Homeless and running out of hope

By EARYEL BOWLEG

Tribune Staff Reporter

ebowleg@tribunemedia.net

AFTER being kicked out of a home she shared with a friend, now homeless 45-year-old Carla Eugene is still left seeking somewhere to live.

The Tribune found the mother-of-three waiting outside the Department of Social Services’ Baillou Hill Road office yesterday, one of several hoping for help in a desperate situation.

She has been unemployed since the beginning of last year, homeless for roughly three weeks or more and is now seeking government assistance.

“I’ve been out here for hours and hours – sit here and I saw the people left,” she told The Tribune. “I sat here until darkness fall and I was still in front of Social Services while everybody left and leave me sitting right here.”

According to Ms Eugene, it was her friend’s family that kicked her out of the home. She understood the family’s reasoning, but said the situation was not handled properly.

“The friend got ill. The friend had to get admitted to the hospital and that’s when the family came and tell me I have to leave.

“They say I have to go because you know he’s no longer there and they won’t accept me being there.

“I was sleeping on the couch in the front room and when the family came they knocked on the door and I went and opened the door and they told me, ‘Come you gotta leave now’.”

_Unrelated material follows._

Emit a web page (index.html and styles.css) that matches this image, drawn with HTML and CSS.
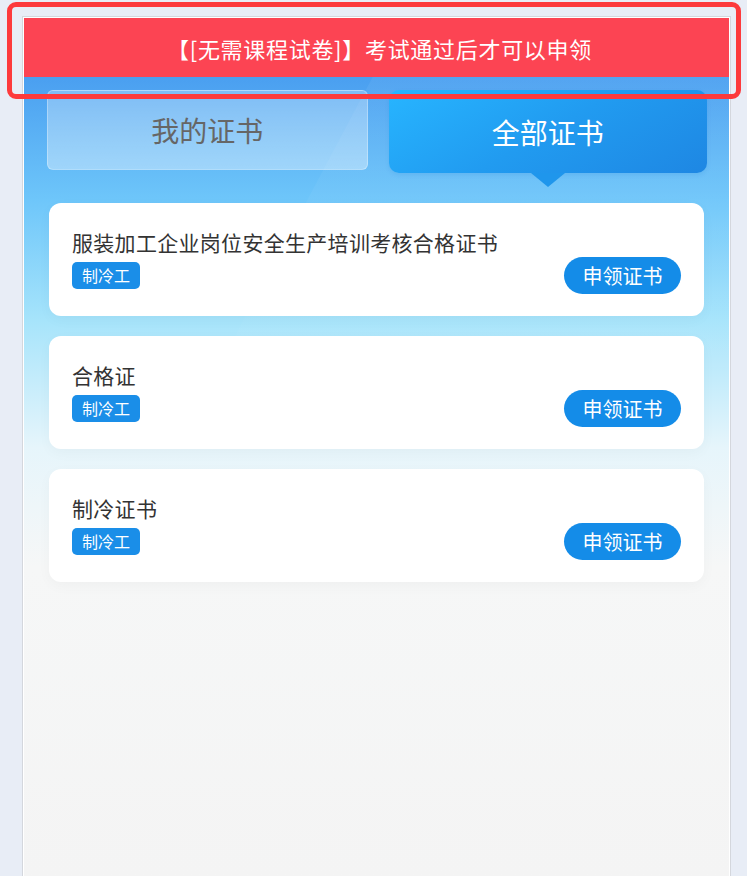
FILE: index.html
```html
<!DOCTYPE html>
<html lang="zh-CN">
<head>
<meta charset="utf-8">
<title>证书</title>
<link rel="stylesheet" href="styles.css">
</head>
<body>
<div class="frame">
  <div class="screen">
    <div class="notice">【[无需课程试卷]】考试通过后才可以申领</div>
    <div class="main">
      <div class="sheen"></div>
      <div class="tabs">
        <div class="tab tab-mine">我的证书</div>
        <div class="tab tab-all">全部证书</div>
      </div>
      <div class="list">
        <div class="card">
          <div class="card-title">服装加工企业岗位安全生产培训考核合格证书</div>
          <div class="card-row">
            <span class="tag">制冷工</span>
            <button class="apply">申领证书</button>
          </div>
        </div>
        <div class="card">
          <div class="card-title">合格证</div>
          <div class="card-row">
            <span class="tag">制冷工</span>
            <button class="apply">申领证书</button>
          </div>
        </div>
        <div class="card">
          <div class="card-title">制冷证书</div>
          <div class="card-row">
            <span class="tag">制冷工</span>
            <button class="apply">申领证书</button>
          </div>
        </div>
      </div>
    </div>
  </div>
</div>
<div class="highlight"></div>
</body>
</html>
```

FILE: styles.css
```css
* { box-sizing: border-box; }
html, body { margin: 0; padding: 0; }
body {
  background: #e8edf6;
  font-family: "Noto Sans CJK SC", "Noto Sans", sans-serif;
  height: 876px;
  overflow: hidden;
  position: relative;
}
.frame {
  margin: 16px 0 0 22px;
  width: 709px;
  height: 860px;
  border: 1px solid #d4d7dd;
  border-bottom: none;
  background: #ffffff;
  padding: 1px 1px 0 1px;
}
.screen {
  height: 100%;
  display: flex;
  flex-direction: column;
}
.notice {
  height: 59px;
  background: #fc4453;
  color: #ffffff;
  font-size: 22px;
  letter-spacing: 0.7px;
  display: flex;
  align-items: center;
  justify-content: center;
  flex: none;
  padding-left: 6px;
}
.main {
  flex: 1;
  position: relative;
  overflow: hidden;
  background: linear-gradient(180deg, #4a9ff0 0px, #6ec6fa 123px, #a6e4fb 243px, #e6f5fb 370px, #f6f7f7 490px, #f4f4f4 100%);
  padding: 13px 22px 0 23px;
}
.sheen {
  position: absolute;
  top: -40px;
  left: 370px;
  width: 600px;
  height: 330px;
  background: linear-gradient(180deg, rgba(255,255,255,0.06), rgba(255,255,255,0.02));
  transform: skewX(-28deg);
  transform-origin: top left;
  pointer-events: none;
}
.tabs {
  position: relative;
  display: flex;
  gap: 21px;
  height: 83px;
}
.tab {
  flex: 1;
  display: flex;
  align-items: center;
  justify-content: center;
  font-size: 28px;
}
.tab-mine {
  height: 80px;
  color: #666666;
  background: linear-gradient(180deg, rgba(255,255,255,0.28), rgba(255,255,255,0.38));
  border: 1px solid rgba(255,255,255,0.3);
  border-radius: 6px;
}
.tab-all {
  position: relative;
  height: 83px;
  color: #ffffff;
  background: linear-gradient(150deg, #27b5ff 0%, #219bf0 50%, #1e87e3 100%);
  border-radius: 10px;
  box-shadow: 0 2px 4px rgba(30, 120, 210, 0.15);
}
.tab-all::after {
  content: "";
  position: absolute;
  left: 50%;
  bottom: -14px;
  margin-left: -17px;
  border-left: 17px solid transparent;
  border-right: 17px solid transparent;
  border-top: 14px solid #1f96ec;
}
.list {
  position: relative;
  display: flex;
  flex-direction: column;
  gap: 20px;
  margin-top: 30px;
  padding: 0 3px 0 2px;
}
.card {
  background: #ffffff;
  border-radius: 12px;
  height: 113px;
  padding: 25px 23px 0 23px;
  box-shadow: 0 4px 14px rgba(0, 0, 0, 0.03);
}
.card-title {
  font-size: 21px;
  letter-spacing: 0.3px;
  line-height: 28px;
  height: 28px;
  color: #333333;
  white-space: nowrap;
}
.card-row {
  display: flex;
  align-items: center;
  justify-content: space-between;
  height: 38px;
}
.tag {
  display: inline-flex;
  align-items: center;
  justify-content: center;
  width: 68px;
  height: 27px;
  background: #1a8ee8;
  color: #ffffff;
  font-size: 16px;
  border-radius: 5px;
}
.apply {
  width: 117px;
  height: 37px;
  border: none;
  border-radius: 19px;
  background: #148ce8;
  color: #ffffff;
  font-family: "Noto Sans CJK SC", "Noto Sans", sans-serif;
  font-size: 20px;
  padding: 0;
  margin-top: 1px;
}
.highlight {
  position: absolute;
  left: 7px;
  top: 2px;
  width: 734px;
  height: 97px;
  border: 5px solid #fd3a3c;
  border-radius: 9px;
  pointer-events: none;
}
```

She added: “I couldn’t even take a bath... they say no because one of the daughters got to secure their father’s possession.”

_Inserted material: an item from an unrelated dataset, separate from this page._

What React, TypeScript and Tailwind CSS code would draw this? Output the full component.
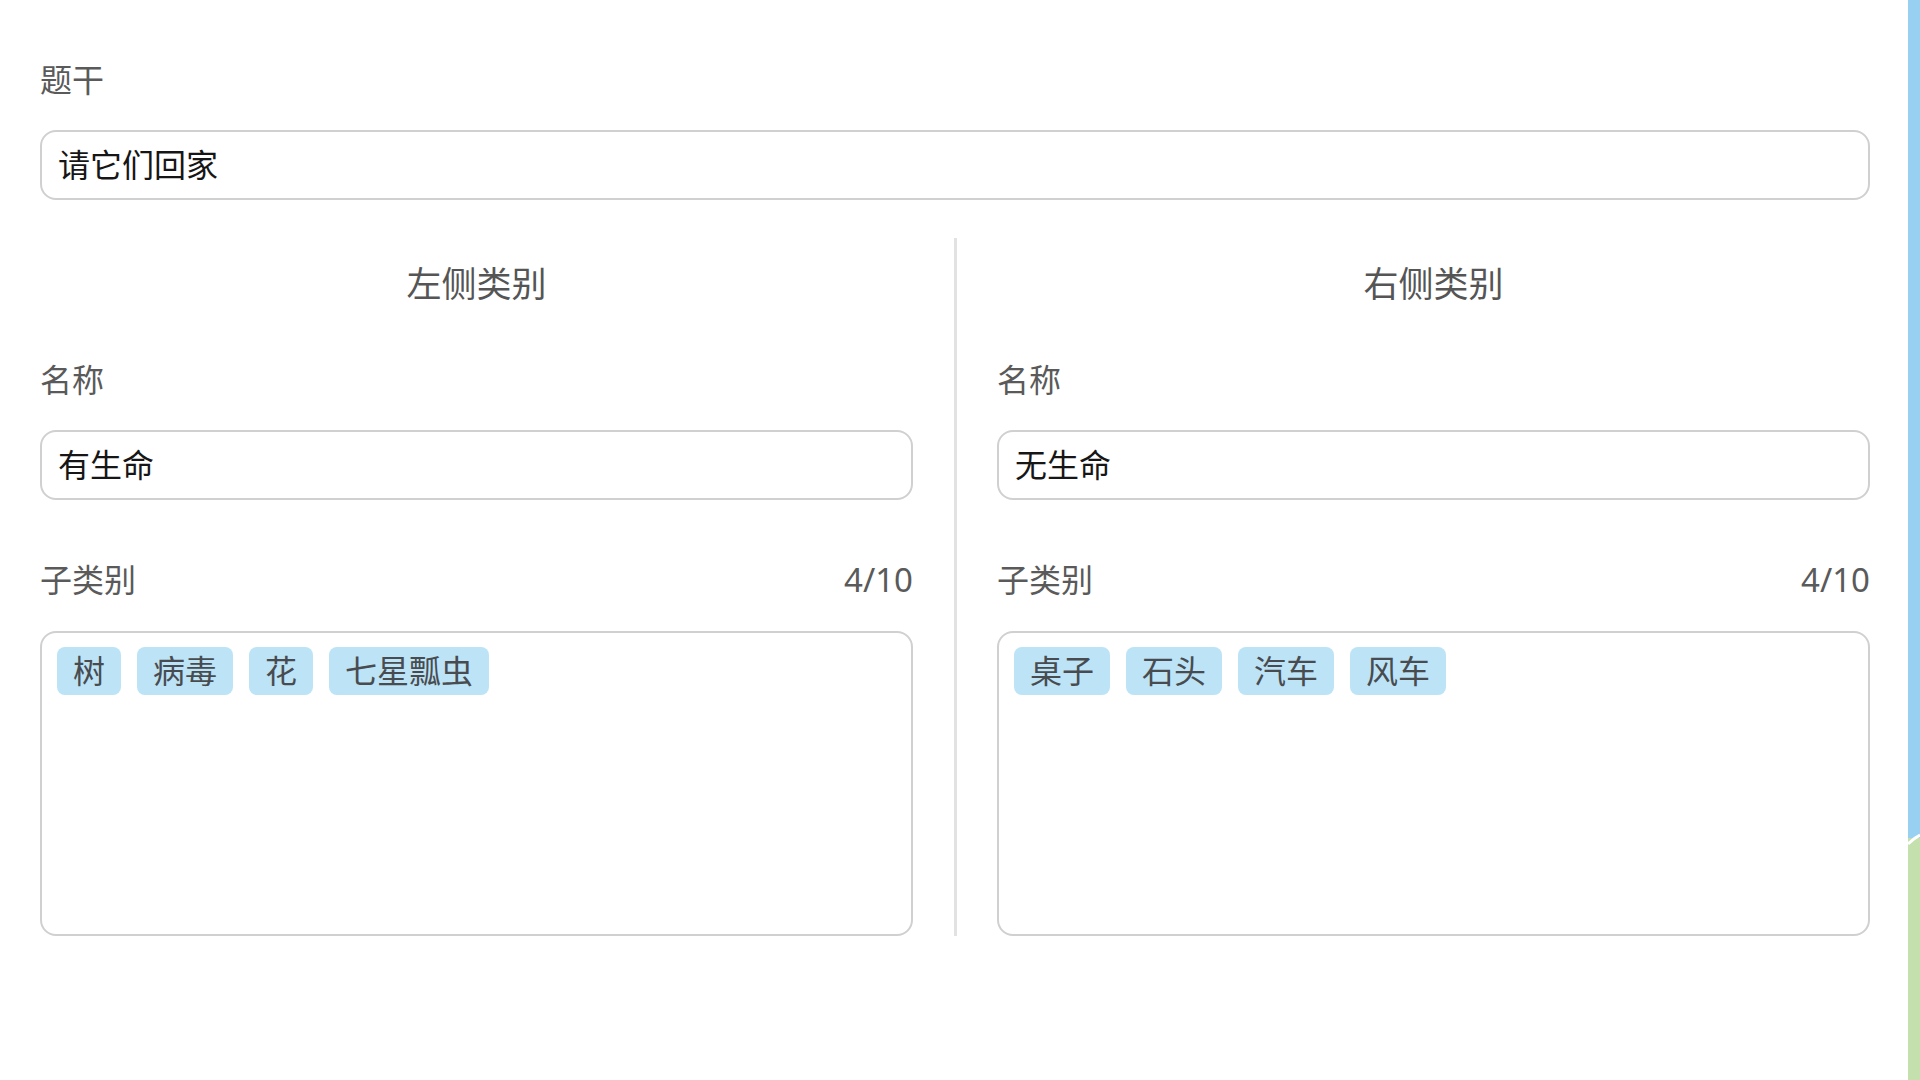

The 45-year-old said her children are staying with relatives.

“My children are with my family. Who isn’t abroad is with my family and they were not able to assist me because they’re not in the position to assist me as yet.”

So, she kept coming to the Department of Social Services for help. She was placed into temporary lodgings, but has been told her time there has come to end.

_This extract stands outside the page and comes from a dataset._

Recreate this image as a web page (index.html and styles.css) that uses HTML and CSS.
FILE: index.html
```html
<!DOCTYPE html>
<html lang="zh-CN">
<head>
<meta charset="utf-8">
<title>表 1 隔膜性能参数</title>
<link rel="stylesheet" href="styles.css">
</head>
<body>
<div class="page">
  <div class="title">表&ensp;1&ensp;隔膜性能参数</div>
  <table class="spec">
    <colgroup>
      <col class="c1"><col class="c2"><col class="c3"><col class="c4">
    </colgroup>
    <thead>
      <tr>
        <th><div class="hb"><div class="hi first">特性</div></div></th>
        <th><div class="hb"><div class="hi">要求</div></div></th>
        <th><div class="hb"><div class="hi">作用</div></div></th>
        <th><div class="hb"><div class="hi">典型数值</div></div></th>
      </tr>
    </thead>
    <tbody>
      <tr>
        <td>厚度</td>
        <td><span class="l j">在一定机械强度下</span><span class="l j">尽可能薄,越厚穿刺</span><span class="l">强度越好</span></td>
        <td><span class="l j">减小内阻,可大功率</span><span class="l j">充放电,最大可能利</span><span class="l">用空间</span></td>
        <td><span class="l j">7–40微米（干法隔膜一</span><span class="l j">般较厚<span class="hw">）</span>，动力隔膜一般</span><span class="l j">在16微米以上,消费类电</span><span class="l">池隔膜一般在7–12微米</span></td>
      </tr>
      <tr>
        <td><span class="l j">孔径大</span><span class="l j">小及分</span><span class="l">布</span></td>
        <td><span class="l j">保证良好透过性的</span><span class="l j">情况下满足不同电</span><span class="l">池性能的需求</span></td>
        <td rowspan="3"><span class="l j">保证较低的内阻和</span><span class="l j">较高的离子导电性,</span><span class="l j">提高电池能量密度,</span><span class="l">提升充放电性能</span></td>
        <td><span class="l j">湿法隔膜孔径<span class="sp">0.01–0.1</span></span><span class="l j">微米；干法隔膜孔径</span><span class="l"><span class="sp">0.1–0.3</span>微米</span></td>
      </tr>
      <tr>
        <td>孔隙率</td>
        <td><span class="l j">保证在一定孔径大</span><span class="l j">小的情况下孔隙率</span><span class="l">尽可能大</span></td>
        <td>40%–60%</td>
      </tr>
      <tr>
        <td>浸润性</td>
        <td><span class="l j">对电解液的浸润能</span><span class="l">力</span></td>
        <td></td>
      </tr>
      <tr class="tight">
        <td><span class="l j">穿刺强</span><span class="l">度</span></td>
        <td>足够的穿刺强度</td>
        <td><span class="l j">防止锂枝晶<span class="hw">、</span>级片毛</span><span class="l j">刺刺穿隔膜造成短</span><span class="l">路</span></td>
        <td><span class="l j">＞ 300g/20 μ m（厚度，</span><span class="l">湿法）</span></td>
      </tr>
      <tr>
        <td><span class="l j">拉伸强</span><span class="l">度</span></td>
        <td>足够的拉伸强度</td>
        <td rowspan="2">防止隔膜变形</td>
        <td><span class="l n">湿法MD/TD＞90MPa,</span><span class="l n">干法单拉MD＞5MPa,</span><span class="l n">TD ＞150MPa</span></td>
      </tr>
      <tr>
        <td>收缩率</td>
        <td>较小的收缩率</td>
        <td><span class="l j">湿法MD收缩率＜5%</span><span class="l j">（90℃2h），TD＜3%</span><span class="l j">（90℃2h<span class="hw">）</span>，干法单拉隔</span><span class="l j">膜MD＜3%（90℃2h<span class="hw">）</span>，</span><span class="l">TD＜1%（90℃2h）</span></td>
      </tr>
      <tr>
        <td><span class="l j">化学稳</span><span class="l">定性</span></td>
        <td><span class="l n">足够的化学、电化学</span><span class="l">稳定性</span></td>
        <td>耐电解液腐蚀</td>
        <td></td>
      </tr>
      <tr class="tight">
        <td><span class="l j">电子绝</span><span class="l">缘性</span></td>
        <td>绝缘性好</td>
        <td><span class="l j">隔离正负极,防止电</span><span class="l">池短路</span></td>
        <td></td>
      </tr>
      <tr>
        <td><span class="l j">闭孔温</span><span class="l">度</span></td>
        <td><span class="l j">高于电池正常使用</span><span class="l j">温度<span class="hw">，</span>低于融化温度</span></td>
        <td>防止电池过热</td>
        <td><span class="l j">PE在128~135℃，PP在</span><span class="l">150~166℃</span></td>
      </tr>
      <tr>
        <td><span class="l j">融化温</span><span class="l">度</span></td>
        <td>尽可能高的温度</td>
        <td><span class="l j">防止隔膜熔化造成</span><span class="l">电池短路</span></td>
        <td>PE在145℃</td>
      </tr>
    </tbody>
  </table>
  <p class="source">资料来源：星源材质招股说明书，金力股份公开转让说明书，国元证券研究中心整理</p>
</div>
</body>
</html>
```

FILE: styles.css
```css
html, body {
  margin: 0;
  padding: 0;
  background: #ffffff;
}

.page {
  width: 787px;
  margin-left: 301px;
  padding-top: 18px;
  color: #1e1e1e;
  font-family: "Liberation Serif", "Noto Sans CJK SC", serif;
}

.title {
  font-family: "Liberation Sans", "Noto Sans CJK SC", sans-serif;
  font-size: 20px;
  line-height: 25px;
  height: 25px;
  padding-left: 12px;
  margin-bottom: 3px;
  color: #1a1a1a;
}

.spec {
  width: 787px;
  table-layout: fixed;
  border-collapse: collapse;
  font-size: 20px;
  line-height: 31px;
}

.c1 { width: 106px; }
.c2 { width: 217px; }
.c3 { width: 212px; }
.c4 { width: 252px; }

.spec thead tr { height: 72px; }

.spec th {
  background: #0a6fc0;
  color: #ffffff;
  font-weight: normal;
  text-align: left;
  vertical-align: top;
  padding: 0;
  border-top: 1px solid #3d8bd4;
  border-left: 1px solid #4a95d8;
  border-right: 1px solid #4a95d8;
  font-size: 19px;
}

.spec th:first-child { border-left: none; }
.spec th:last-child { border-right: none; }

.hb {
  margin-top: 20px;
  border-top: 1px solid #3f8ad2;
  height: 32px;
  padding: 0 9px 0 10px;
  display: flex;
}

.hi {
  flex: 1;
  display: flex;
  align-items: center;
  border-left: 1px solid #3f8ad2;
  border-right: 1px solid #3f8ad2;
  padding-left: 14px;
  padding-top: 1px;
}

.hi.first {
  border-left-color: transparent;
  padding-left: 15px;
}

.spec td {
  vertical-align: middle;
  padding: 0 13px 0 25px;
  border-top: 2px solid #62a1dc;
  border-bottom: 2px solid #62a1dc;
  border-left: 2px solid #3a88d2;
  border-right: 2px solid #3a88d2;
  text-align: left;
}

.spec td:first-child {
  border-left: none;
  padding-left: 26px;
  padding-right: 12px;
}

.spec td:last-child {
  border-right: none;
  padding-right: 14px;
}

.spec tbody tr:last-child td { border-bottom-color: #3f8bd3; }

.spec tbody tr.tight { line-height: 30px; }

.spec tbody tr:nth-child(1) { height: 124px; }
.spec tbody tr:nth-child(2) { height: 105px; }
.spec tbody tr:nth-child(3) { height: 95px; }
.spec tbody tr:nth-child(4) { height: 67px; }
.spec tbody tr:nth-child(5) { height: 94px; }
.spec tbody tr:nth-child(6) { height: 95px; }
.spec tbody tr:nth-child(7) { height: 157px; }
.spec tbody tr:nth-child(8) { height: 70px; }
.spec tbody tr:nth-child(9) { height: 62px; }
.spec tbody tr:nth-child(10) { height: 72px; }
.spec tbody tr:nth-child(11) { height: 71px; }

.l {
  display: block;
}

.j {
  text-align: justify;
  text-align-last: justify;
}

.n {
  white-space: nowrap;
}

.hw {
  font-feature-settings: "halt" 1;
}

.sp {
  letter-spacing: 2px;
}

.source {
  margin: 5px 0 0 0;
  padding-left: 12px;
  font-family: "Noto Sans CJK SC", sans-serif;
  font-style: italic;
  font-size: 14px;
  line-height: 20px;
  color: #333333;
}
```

“After they put me up for two weeks in a motel, they tell me that’s it, I exhaust my resources with them. They can’t help me no longer and so I was back and forth here.”

She said she is living at a motel, but does not have the money to stay there any longer.

“I have to pay my $200 at …(the) motel. That’s what someone gave me to reside for a week. “My week was up from Monday, but only through the manager saw me outside sitting down in the dark after eight, nine o’clock in the dark where everybody and I was still outside and the manager insisted that his workers give me a room until today.”

Comments

Clamshell says...

Did the reporter even consider asking the Social Services authorities or the family about this woman’s case? Or did that sound too much like work? Nuttin’ easier than a one-interview story, I guess.

Posted 28 October 2020, 5:28 p.m. Suggest removal

OMG says...

Come on BISHOP Ellis , less bull from the pulpit and get this lady a home . bet some of those relatives who ejected her from the house go to church and spout meaningless tracts from the bible yet didn't care when she slept. I know social service staff cannot help everybody but did they pass this lady on the steps as they went home. There are so many good people out there but also so many who profess to be Christians but turn a blind eye to misery.

Posted 29 October 2020, 11 a.m. Suggest removal

JokeyJack says...

It is so heart-warming to learn that there is only one homeless person in the Bahamas. What a wonderful Christian nation.